Roomer, for instance, has grown from a simple peer-to-peer marketplace to offering one-click cancellation coverage of its own: Roomer Flex. Formerly Life Happens, Roomer Flex allows guests to cancel even a non-refundable room; Roomer then takes the cancelled room and re-sells it itself. Hotels can offer Roomer Flex on their website and booking engine and effectively offer easy cancellation without risking booked revenue.
“Most hotels are unaware that they act today as insurance companies, offering a 100% refund for any reason to customers for an insufficient premium,” says Gon Ben-David, co-founder and CEO of Roomer. “Alongside travel insurance companies, we manage this risk, using the Roomer marketplace to re-sell the cancelled rooms.”
What are the risks?
While these sites do a great job of maintaining a hotel’s occupancy and recuperating revenue lost to cancellations, not all hoteliers are convinced. What’s to stop these quasi-OTAs undercutting a hotel’s BAR on metasearch? Once a re-sale service is in possession of a hotel’s inventory, they need to sell it. And, given that users are often listing their reservations at 50% discount (or even less), that inventory is bound to be cheaper than a hotel’s own rate.
Parity plays an ambiguous role in the context of reservation re-sale sites. After all, the hotel has already been paid in full for the room being sold. However, these secondary rates have the potential to upset OTA partners who no longer have the best rate available online. And then there’s the issue of brand integrity – a new customer with no knowledge of the resale structure only sees a hotel trying to charge them more than another site for the same product.
It should be noted that re-sale sites are far from undercutting the hotel’s rate in every single instance – but for many hotels, any undercut is one undercut too many. If re-sale sites are to expand and grow their offering – as Roomer are doing with Roomer Flex – it’s not in their interests to upset hotels.
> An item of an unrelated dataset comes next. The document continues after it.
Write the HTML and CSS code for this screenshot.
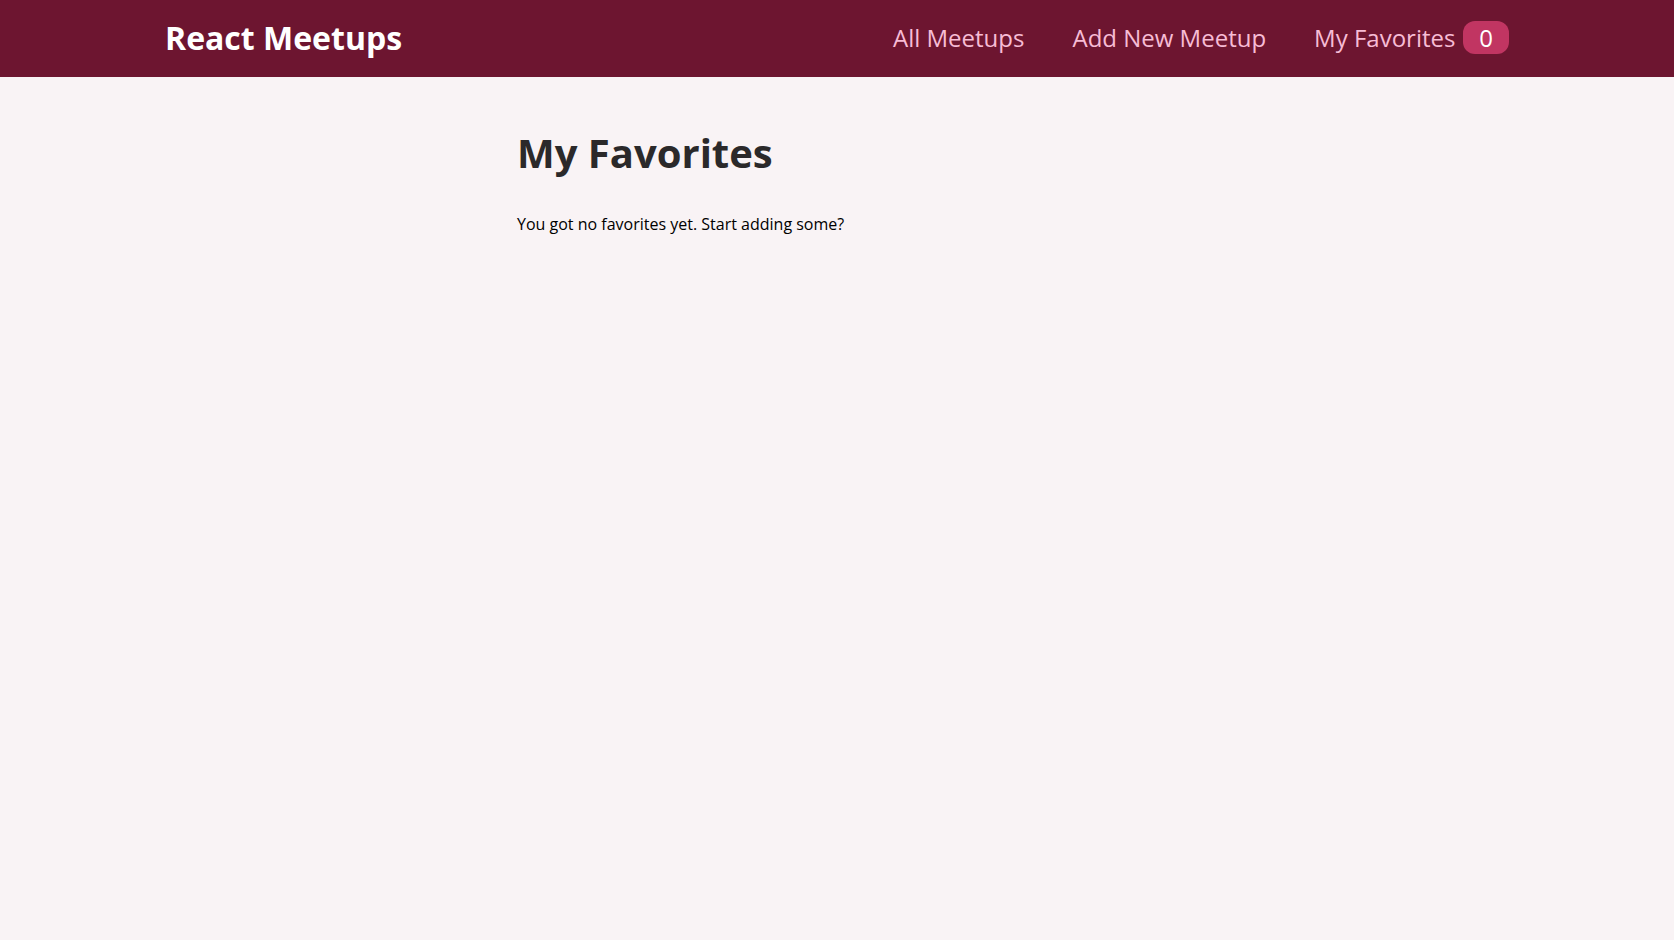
FILE: index.html
```html
<!DOCTYPE html>
<html lang="en">
<head>
<meta charset="utf-8">
<title>React Meetups</title>
<link rel="stylesheet" href="styles.css">
</head>
<body>
<header class="header">
  <div class="logo">React Meetups</div>
  <nav>
    <ul class="nav-list">
      <li><a href="#">All Meetups</a></li>
      <li><a href="#">Add New Meetup</a></li>
      <li><a href="#">My Favorites <span class="badge">0</span></a></li>
    </ul>
  </nav>
</header>
<main class="main">
  <h1 class="title">My Favorites</h1>
  <p class="empty">You got no favorites yet. Start adding some?</p>
</main>
</body>
</html>
```
FILE: styles.css
```css
* {
  box-sizing: border-box;
}

body {
  margin: 0;
  font-family: "Open Sans", "Noto Sans", sans-serif;
  background-color: #f9f3f5;
  color: #000;
}

.header {
  width: 100%;
  height: 77px;
  display: flex;
  align-items: center;
  justify-content: space-between;
  background-color: #6d1530;
  padding: 0 165px 2px;
}

.logo {
  font-size: 2rem;
  color: #ffffff;
  font-weight: bold;
}

.nav-list {
  list-style: none;
  margin: 0;
  padding: 0;
  display: flex;
  align-items: baseline;
}

.nav-list li {
  margin-left: 3rem;
}

.nav-list a {
  text-decoration: none;
  font-size: 1.5rem;
  color: #f7bcd5;
}

.badge {
  background-color: #c13562;
  color: #ffffff;
  border-radius: 12px;
  padding: 0 1rem;
  margin-left: 0.1rem;
}

.main {
  margin: 3rem auto;
  width: 90%;
  max-width: 40rem;
}

.title {
  font-size: 2.5rem;
  font-weight: bold;
  color: #2b292a;
  margin: 0 0 33px;
}

.empty {
  font-size: 1rem;
  margin: 0;
}
```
“We’ve been working really hard over the past few years to work alongside hotels and comply with rate parity rules,” Gon tells us. “In fact, many of our customers add additional nights at the hotel’s full BRG (Best Rate Guarantee) and spend even more at the hotel. We always focus on the bottom line and how we impact that for our partners.
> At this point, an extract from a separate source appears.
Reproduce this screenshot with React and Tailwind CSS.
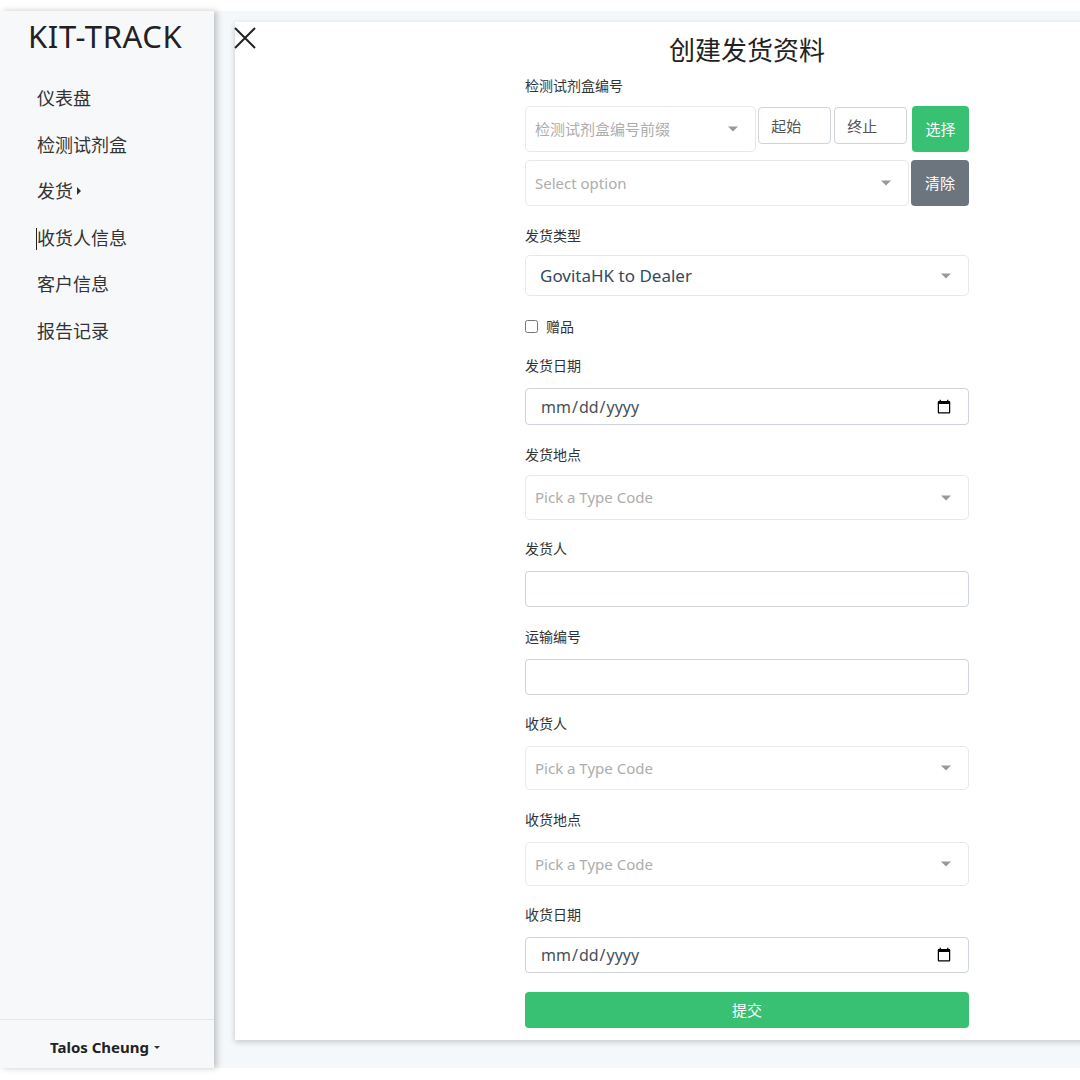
import React from 'react';

const Caret = () => (
  <span className="absolute right-[17px] top-1/2 -translate-y-1/2 w-0 h-0 border-l-[5px] border-r-[5px] border-t-[5px] border-l-transparent border-r-transparent border-t-[#999]" />
);

const Multi = ({ text, value, className = '' }) => (
  <div className={`relative bg-white border border-[#e8e8e8] rounded-[5px] flex items-center ${className}`}>
    {value ? (
      <span className="pl-[14px] text-[17px] text-[#35495e]">{value}</span>
    ) : (
      <span className="pl-[9px] text-[15px] text-[#adadad]">{text}</span>
    )}
    <Caret />
  </div>
);

const Label = ({ children, className = '' }) => (
  <div className={`text-[14px] leading-[20px] text-[#333] ${className}`}>{children}</div>
);

const TextInput = ({ className = '' }) => (
  <input type="text" className={`w-full h-[36px] bg-white border border-[#ced4da] rounded-[4px] px-3 ${className}`} />
);

const DateInput = ({ className = '', h = 'h-[37px]' }) => (
  <input
    type="date"
    className={`w-full ${h} bg-white border border-[#ced4da] rounded-[4px] pl-[14px] pr-[14px] text-[16px] text-[#495057] ${className}`}
  />
);

export default function App() {
  const nav = ['仪表盘', '检测试剂盒', '发货', '收货人信息', '客户信息', '报告记录'];

  return (
    <div className="w-full h-[1080px] bg-white pt-[11px] overflow-hidden" style={{ fontFamily: '"Noto Sans", "Noto Sans CJK SC", sans-serif' }}>
      <div className="flex h-[1057px]">
        {/* Sidebar */}
        <aside className="relative z-10 w-[214px] shrink-0 bg-[#f7f8fa] shadow-[3px_0_6px_rgba(0,0,0,0.22)] flex flex-col">
          <div className="pl-[28px] pt-[5px] text-[31px] leading-[40px] text-[#222] tracking-[0.6px]">KIT-TRACK</div>
          <nav className="pl-[37px] pt-[32px] flex flex-col gap-[26.5px]">
            {nav.map((n) => (
              <div key={n} className="relative text-[18px] leading-[20px] text-[#333] flex items-center">
                {n === '收货人信息' && <span className="absolute -left-[1px] top-0 h-[22px] w-[1px] bg-[#222]" />}
                {n}
                {n === '发货' && (
                  <span className="ml-[4px] w-0 h-0 border-t-[4px] border-b-[4px] border-l-[4px] border-t-transparent border-b-transparent border-l-[#333]" />
                )}
              </div>
            ))}
          </nav>
          <div className="mt-auto border-t border-[#e6e6e6] h-[49px] pt-[6px] flex items-center justify-center pr-[4px]">
            <span className="text-[15px] font-bold text-[#222]">Talos Cheung</span>
            <span className="ml-[5px] w-0 h-0 border-l-[3px] border-r-[3px] border-t-[3px] border-l-transparent border-r-transparent border-t-[#333]" />
          </div>
        </aside>

        {/* Main */}
        <main className="flex-1 bg-[#f5f8fb] pl-[21px] pt-[11px] min-w-0">
          <div className="relative bg-white w-[1100px] h-[1018px] shadow-[0_2px_6px_rgba(0,0,0,0.2)] pt-[12px] pl-[290px]">
            <button className="absolute left-[-1px] top-[5px] w-[22px] h-[22px]">
              <svg viewBox="0 0 22 22" width="22" height="22" fill="none" stroke="#222" strokeWidth="2">
                <path d="M1 1 L21 21 M21 1 L1 21" />
              </svg>
            </button>

            <div className="w-[444px] flex flex-col">
              <h1 className="text-center text-[26px] leading-[32px] text-[#222]">创建发货资料</h1>

              <Label className="mt-[10px]">检测试剂盒编号</Label>
              <div className="mt-[10px] flex items-start h-[46px]">
                <Multi text="检测试剂盒编号前缀" className="w-[232px] h-[46px] text-[14px]" />
                <input placeholder="起始" className="ml-[2px] mt-[1px] w-[73px] h-[37px] border border-[#ced4da] rounded-[4px] px-[12px] text-[15px] placeholder:text-[#555]" />
                <input placeholder="终止" className="ml-[3px] mt-[1px] w-[73px] h-[37px] border border-[#ced4da] rounded-[4px] px-[12px] text-[15px] placeholder:text-[#555]" />
                <button className="ml-[5px] w-[57px] h-[46px] bg-[#38c172] rounded-[4px] text-white text-[15px]">选择</button>
              </div>
              <div className="mt-[8px] flex h-[46px]">
                <Multi text="Select option" className="w-[384px] h-[46px]" />
                <button className="ml-[2px] w-[58px] h-[46px] bg-[#6c757d] rounded-[4px] text-white text-[15px]">清除</button>
              </div>

              <Label className="mt-[20px]">发货类型</Label>
              <Multi value="GovitaHK to Dealer" className="mt-[9px] h-[41px]" />

              <label className="mt-[20px] flex items-center h-[20px] text-[14px] text-[#333]">
                <input type="checkbox" className="w-[13px] h-[13px] mr-[8px]" />
                赠品
              </label>

              <Label className="mt-[20px]">发货日期</Label>
              <DateInput className="mt-[12px]" />

              <Label className="mt-[20px]">发货地点</Label>
              <Multi text="Pick a Type Code" className="mt-[10px] h-[45px]" />

              <Label className="mt-[19px]">发货人</Label>
              <TextInput className="mt-[12px]" />

              <Label className="mt-[20px]">运输编号</Label>
              <TextInput className="mt-[12px]" />

              <Label className="mt-[19px]">收货人</Label>
              <Multi text="Pick a Type Code" className="mt-[12px] h-[44px]" />

              <Label className="mt-[20px]">收货地点</Label>
              <Multi text="Pick a Type Code" className="mt-[12px] h-[44px]" />

              <Label className="mt-[19px]">收货日期</Label>
              <DateInput className="mt-[12px]" h="h-[36px]" />

              <button className="mt-[19px] h-[36px] w-full bg-[#38c172] rounded-[4px] text-white text-[15px]">提交</button>
            </div>
          </div>
        </main>
      </div>
    </div>
  );
}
“Pricing is always a sensitive issue in this industry and we could have sold more rooms if we didn’t obey the BRG. However, we’re here for the long run, and that requires patience and creativity.”
Did somebody say Airbnb?
Apparently, people aren’t just relying on sites like Roomer and Cancelon to re-sell their room reservations. It looks like some canny guests are making use of Airbnb’s platform structure to take reservation re-sales into their own hands. While browsing Airbnb homes using the ‘hotels’ filter, we came across two slightly unexpected listings: one for an Ibis, and one for a Holiday Inn. Unaware that these brands were listing on the site, we dug a little deeper, only to find that the hotels themselves had nothing to do with the listings. A resourceful user was merely listing his two non-cancellable room reservations as two ‘homes’ on Airbnb.
The ‘homes’ were only available on the dates of the reservation, a screenshot of which was included amongst the listing’s images. Presumably, you would just request the home, provide your contact details, and the host would transfer the reservation into your name.
So, is this legitimate? And if guests are taking room re-sale into their own hands, where does that leave more established re-sale companies?
Looking at Airbnb’s terms of service, it’s difficult to know whether the host in this scenario is technically doing anything wrong. Hosts have a responsibility to “provide complete and accurate information” about their listing and service, but also to ensure that the listing does not “breach any agreements […] entered into with any third parties.” Ultimately, each case will probably come down to the terms & conditions of the sale between hotel and guest – if transfer of the booking is prohibited, then the customer would be breaching this by listing that booking on Airbnb. If transfer is allowed, it’s unclear whether listing on Airbnb is technically any different to posting the booking on, say, Roomer.
‘Allowed’ or not, the re-sale of rooms on Airbnb could undoubtedly become cause for concern for hoteliers keen to preserve the integrity of their brand. While it certainly doesn’t seem to be a widespread practice, it will be interesting to see how Airbnb navigate quirks such as this one as they seek to expand their offering to more and more properties.